Presumably unicorns and leprechauns and fluffy puppies are patriotic also.

There is, as all but the dimmest bulbs and Democrats know, a marked moral and legal difference between tax avoidance (a time honored activity and the reason there are so many CPAs in America) and tax evasion (a felony). When Congress makes a tax law that reduces your taxes you may choose to ignore it and pay the higher rate, I’m sure there are millions of Democrat homeowners out there using the 1040-EZ because they object to the home mortgage deduction, or you can follow the law and take that home office deduction and put as much money as legally possible into that tax deferred retirement account and keep more of your money for yourself. You might organize your one-man business as an S-Corporation and avoid paying payroll tax on about 60% of your income. Of course, that makes you unpatriotic to this administration.

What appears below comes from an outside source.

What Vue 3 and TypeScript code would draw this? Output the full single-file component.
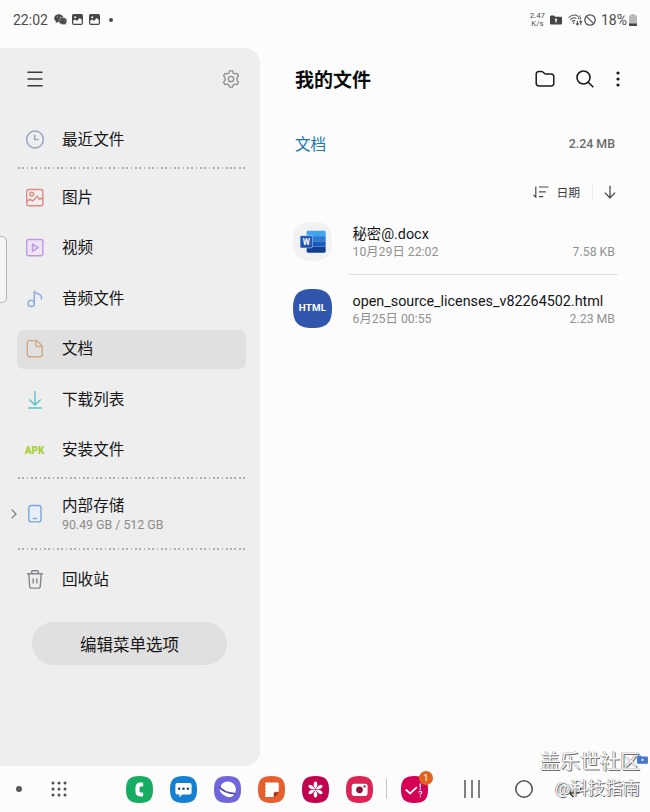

Now if you’ve read this carefully you’ll see that the only real loser in this is the federal government. The company doesn’t have to move existing operations, which means jobs aren’t affected… and which means the economy isn’t affected. The company gets to keep more of its profits which means higher dividends to shareholders but also more money available for productive economic activity. And starving the federal government of revenue is a feature not a bug.

In fact, inversion could actually be seen a patriotic activity precisely because it makes American jobs more secure and makes more corporate profits available for something more productive than paying Michelle Obama’s vacation expenses.